FIG. 6a is a schematic cross-sectional view illustrating patterning the second template glue;

FIG. 6b is a schematic cross-sectional view illustrating patterning the second template glue;

FIG. 7 is a schematic cross-sectional view illustrating separating the preset cavity template from the second template glue;

FIG. 8 is a schematic cross-sectional view illustrating removing the sacrificial layer through a specific film removing process to obtain a first splicing imprint pattern and a second splicing imprint pattern; and

FIG. 9 is a schematic cross-sectional view of a cavity template provided by an embodiment of the disclosure.
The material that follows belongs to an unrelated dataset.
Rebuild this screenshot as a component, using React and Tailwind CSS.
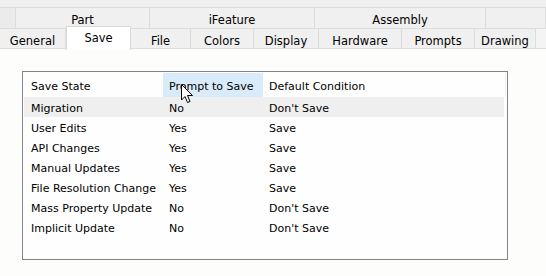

DETAILED DESCRIPTION OF THE EMBODIMENTS

To improve understanding of the technical solution of the present disclosure for those skilled in the art, the splicing imprint template, the preparation method thereof and the cavity template according to the present disclosure will be described below in detail in conjunction with the accompanying drawings.

Example embodiments will be described more sufficiently below with reference to the accompanying drawings, but which may be embodied in different forms and should not be construed as limited to the embodiments set forth herein. Rather, these embodiments are provided so that this disclosure will be thorough and complete, and will fully convey the scope of the disclosure to those skilled in the art.

The terminology used herein is for the purpose of describing specific embodiments only and is not intended to limit the disclosure. As used herein, the singular forms “a”, “an” and “the” are intended to include the plural forms as well, unless the context clearly indicates otherwise. It will be further understood that as used herein, the terms “comprise” and/or “consist of . . . ” specify the presence of stated features, integers, steps, operations, elements, and/or components, but do not preclude the presence or addition of one or more other features, integers, steps, operations, elements, components, and/or groups thereof.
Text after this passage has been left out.